• _What to do_: Extract each line of the records below that contains the word "this".

• _Information given_:
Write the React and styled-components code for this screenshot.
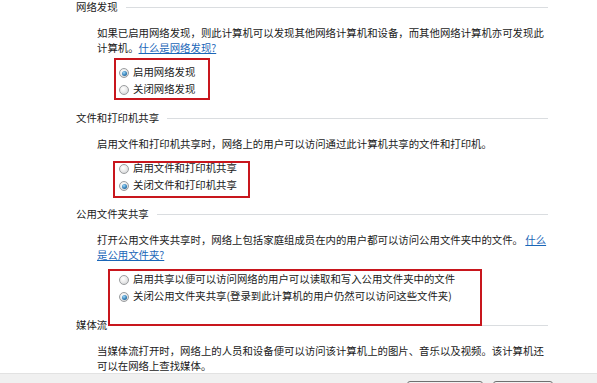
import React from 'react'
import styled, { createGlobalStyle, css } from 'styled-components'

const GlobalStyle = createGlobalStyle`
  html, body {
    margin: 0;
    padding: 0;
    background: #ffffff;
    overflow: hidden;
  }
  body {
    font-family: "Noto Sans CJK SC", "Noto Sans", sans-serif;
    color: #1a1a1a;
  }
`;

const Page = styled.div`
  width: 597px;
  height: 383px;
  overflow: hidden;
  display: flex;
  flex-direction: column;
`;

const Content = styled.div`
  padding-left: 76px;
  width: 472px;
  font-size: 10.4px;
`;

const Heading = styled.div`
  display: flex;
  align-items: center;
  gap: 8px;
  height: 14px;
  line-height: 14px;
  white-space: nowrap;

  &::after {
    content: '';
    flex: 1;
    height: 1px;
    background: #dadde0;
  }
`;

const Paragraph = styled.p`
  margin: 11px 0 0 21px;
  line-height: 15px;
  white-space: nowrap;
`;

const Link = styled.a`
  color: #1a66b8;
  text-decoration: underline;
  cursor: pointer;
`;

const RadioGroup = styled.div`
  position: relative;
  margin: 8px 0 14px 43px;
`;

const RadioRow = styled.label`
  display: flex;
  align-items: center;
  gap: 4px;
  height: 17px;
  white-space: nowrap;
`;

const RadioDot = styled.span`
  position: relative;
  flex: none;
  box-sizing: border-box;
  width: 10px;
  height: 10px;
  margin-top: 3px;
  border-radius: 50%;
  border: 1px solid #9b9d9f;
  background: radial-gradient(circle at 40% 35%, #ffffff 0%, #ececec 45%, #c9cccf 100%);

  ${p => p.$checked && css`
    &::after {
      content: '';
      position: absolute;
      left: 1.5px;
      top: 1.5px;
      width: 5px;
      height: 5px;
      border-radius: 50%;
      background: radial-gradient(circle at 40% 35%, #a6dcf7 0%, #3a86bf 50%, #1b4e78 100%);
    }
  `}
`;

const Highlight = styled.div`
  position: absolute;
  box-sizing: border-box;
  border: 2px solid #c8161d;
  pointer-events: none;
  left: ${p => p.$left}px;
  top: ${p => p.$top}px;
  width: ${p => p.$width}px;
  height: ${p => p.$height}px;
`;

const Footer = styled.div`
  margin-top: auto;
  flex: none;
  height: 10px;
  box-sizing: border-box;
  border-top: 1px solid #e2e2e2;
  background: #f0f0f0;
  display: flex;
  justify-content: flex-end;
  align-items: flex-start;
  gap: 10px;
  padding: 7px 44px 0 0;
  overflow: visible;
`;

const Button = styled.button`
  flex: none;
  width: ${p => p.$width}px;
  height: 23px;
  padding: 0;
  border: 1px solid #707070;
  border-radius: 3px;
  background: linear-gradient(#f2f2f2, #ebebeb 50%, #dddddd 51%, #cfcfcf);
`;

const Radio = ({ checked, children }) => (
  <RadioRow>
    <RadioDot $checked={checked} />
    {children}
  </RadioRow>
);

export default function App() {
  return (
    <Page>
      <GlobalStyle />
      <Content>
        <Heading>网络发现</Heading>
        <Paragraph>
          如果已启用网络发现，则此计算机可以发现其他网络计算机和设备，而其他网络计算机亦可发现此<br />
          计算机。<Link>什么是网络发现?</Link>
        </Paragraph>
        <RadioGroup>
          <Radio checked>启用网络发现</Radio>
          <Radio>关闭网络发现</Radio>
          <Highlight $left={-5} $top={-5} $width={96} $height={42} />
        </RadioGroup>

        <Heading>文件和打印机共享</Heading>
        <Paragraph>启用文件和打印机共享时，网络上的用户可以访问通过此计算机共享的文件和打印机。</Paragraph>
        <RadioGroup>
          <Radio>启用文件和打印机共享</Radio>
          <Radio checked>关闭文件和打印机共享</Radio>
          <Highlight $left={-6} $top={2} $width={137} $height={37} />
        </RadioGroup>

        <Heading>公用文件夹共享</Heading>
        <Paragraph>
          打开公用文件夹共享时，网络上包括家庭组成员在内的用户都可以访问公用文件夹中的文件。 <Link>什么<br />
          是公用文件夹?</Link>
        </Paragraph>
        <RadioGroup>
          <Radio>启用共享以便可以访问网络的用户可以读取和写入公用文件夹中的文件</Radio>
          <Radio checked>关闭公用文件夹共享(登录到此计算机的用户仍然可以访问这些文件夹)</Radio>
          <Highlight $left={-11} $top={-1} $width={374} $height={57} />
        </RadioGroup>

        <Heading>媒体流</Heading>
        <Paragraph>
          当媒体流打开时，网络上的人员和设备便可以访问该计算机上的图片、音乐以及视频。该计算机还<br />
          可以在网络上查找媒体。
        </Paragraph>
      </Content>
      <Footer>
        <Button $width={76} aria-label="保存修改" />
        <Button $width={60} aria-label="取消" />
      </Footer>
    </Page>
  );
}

...

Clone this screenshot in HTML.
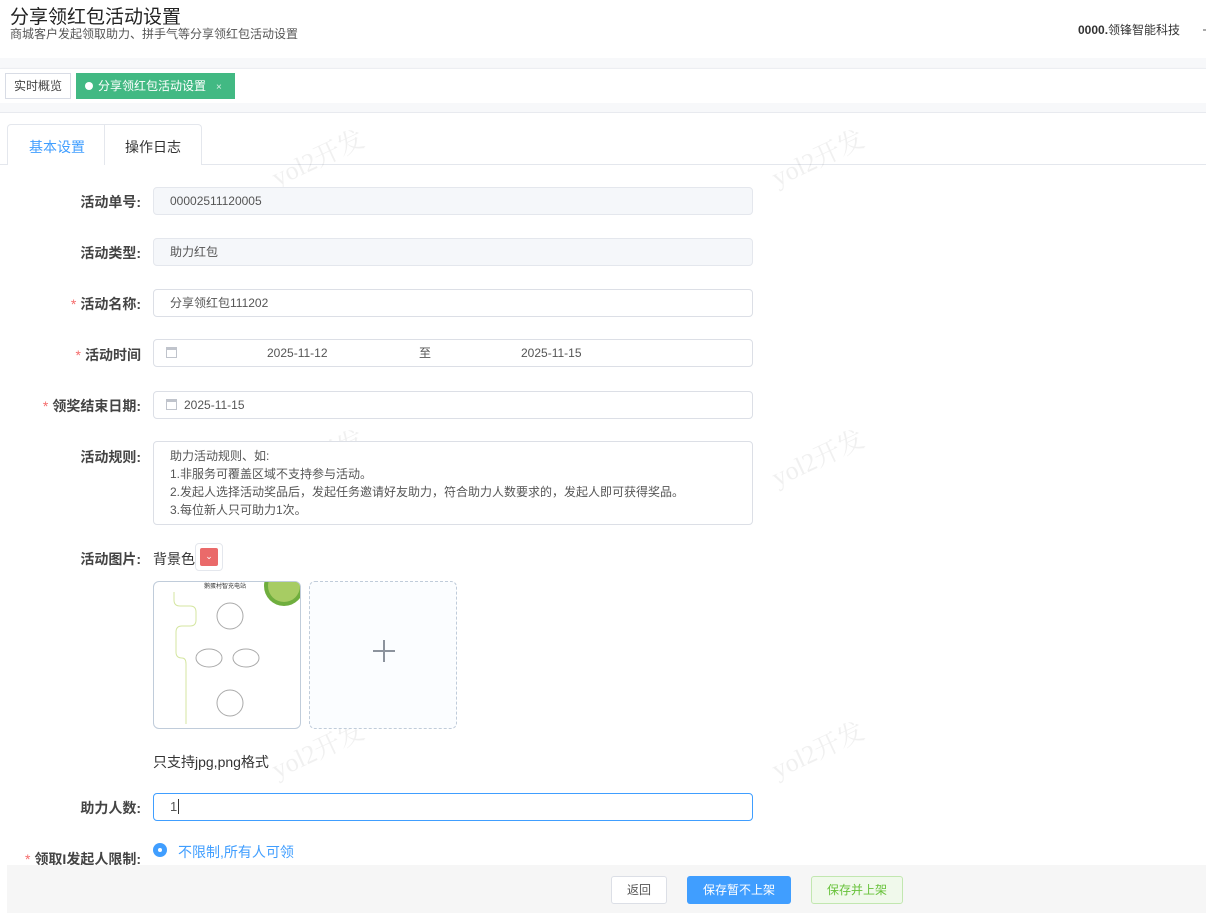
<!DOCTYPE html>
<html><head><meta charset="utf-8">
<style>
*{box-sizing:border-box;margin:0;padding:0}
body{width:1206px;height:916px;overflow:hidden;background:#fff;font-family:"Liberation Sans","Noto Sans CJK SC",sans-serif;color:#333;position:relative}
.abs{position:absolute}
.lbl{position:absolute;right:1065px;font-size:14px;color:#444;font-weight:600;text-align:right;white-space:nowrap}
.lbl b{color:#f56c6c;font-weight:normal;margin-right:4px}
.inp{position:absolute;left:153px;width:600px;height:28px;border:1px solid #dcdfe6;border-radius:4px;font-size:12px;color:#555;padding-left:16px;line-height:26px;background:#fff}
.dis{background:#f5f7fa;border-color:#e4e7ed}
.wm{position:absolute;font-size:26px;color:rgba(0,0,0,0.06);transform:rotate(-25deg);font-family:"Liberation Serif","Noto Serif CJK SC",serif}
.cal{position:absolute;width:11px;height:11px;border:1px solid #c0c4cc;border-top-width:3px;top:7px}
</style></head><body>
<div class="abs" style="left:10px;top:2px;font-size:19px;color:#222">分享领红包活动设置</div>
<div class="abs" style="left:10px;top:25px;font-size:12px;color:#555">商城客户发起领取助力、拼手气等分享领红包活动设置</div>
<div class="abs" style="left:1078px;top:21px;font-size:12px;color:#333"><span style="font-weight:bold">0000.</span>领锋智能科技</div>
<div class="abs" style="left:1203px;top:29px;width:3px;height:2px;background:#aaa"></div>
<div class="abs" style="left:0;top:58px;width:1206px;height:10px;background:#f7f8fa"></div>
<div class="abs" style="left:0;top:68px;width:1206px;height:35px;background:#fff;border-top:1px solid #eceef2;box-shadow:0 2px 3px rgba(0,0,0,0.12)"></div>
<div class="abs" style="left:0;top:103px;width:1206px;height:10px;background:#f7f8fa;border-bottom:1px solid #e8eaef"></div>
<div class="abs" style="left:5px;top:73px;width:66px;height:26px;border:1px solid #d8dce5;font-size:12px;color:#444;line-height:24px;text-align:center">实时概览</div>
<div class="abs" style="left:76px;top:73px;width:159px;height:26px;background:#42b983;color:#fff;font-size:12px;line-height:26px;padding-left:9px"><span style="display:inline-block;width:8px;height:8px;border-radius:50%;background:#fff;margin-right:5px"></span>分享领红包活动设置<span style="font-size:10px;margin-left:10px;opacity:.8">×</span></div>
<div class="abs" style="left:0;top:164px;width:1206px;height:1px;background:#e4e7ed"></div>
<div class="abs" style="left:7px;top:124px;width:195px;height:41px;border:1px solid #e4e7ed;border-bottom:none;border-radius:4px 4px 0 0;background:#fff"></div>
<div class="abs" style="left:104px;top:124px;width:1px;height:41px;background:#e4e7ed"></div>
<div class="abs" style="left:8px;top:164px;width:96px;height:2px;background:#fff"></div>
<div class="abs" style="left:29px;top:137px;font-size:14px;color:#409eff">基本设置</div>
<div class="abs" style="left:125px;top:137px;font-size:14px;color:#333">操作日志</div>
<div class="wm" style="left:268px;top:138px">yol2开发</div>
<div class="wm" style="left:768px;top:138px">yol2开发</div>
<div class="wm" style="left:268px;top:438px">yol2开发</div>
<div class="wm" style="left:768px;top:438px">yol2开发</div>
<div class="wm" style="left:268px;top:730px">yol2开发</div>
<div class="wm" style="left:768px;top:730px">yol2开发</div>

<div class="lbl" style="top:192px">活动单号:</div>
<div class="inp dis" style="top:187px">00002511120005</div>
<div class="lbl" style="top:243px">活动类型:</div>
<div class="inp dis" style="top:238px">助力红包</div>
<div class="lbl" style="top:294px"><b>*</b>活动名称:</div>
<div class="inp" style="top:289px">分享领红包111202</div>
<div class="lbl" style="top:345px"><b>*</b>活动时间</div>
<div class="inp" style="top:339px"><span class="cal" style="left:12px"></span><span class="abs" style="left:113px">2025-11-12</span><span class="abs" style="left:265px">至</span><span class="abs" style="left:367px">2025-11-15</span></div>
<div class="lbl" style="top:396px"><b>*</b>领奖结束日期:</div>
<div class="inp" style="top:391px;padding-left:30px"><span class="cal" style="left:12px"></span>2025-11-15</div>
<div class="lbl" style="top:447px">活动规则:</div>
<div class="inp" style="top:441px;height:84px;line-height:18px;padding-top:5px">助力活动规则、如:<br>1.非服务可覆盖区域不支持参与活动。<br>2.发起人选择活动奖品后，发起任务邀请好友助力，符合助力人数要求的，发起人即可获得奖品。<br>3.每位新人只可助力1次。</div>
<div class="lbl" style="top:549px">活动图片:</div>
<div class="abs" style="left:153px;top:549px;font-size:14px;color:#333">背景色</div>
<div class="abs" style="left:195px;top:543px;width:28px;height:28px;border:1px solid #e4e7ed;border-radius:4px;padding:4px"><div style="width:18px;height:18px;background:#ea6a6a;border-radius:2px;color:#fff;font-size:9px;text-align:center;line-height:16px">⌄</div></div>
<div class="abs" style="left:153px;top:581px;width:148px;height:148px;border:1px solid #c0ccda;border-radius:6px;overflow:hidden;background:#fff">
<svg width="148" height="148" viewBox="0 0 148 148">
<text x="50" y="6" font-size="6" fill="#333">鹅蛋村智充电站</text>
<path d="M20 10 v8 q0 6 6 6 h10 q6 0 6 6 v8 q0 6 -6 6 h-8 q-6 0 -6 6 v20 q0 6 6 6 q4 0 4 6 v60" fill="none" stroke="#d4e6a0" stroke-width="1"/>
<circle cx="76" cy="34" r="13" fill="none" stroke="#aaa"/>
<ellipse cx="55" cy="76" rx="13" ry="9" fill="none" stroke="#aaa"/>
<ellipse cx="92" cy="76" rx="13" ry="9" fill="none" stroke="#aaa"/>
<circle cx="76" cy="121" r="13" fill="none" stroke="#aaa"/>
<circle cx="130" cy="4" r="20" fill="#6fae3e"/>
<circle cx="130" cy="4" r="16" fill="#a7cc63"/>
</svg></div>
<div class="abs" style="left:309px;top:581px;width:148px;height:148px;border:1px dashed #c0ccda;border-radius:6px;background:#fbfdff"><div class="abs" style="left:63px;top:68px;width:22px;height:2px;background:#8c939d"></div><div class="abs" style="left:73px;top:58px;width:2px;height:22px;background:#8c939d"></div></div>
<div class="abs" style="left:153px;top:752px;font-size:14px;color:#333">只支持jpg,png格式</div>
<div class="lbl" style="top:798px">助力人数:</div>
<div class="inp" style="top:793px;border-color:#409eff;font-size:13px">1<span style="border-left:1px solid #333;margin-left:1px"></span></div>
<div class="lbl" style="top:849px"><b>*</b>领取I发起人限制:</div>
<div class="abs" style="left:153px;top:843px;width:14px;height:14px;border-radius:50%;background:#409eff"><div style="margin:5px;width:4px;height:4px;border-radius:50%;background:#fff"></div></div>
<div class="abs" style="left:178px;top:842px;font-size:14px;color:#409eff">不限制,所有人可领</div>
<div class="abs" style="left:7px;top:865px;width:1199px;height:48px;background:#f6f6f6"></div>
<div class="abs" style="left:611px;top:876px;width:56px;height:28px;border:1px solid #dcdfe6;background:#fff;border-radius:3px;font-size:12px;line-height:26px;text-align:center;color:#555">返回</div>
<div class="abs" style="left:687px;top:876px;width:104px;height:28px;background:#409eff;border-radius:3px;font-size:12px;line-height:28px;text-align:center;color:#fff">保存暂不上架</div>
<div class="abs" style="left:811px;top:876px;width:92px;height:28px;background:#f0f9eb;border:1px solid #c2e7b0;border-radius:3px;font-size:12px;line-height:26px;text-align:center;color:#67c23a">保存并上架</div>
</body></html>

• _Expected answer_:
Write the React and styled-components code for this screenshot.
Clone this screenshot in HTML.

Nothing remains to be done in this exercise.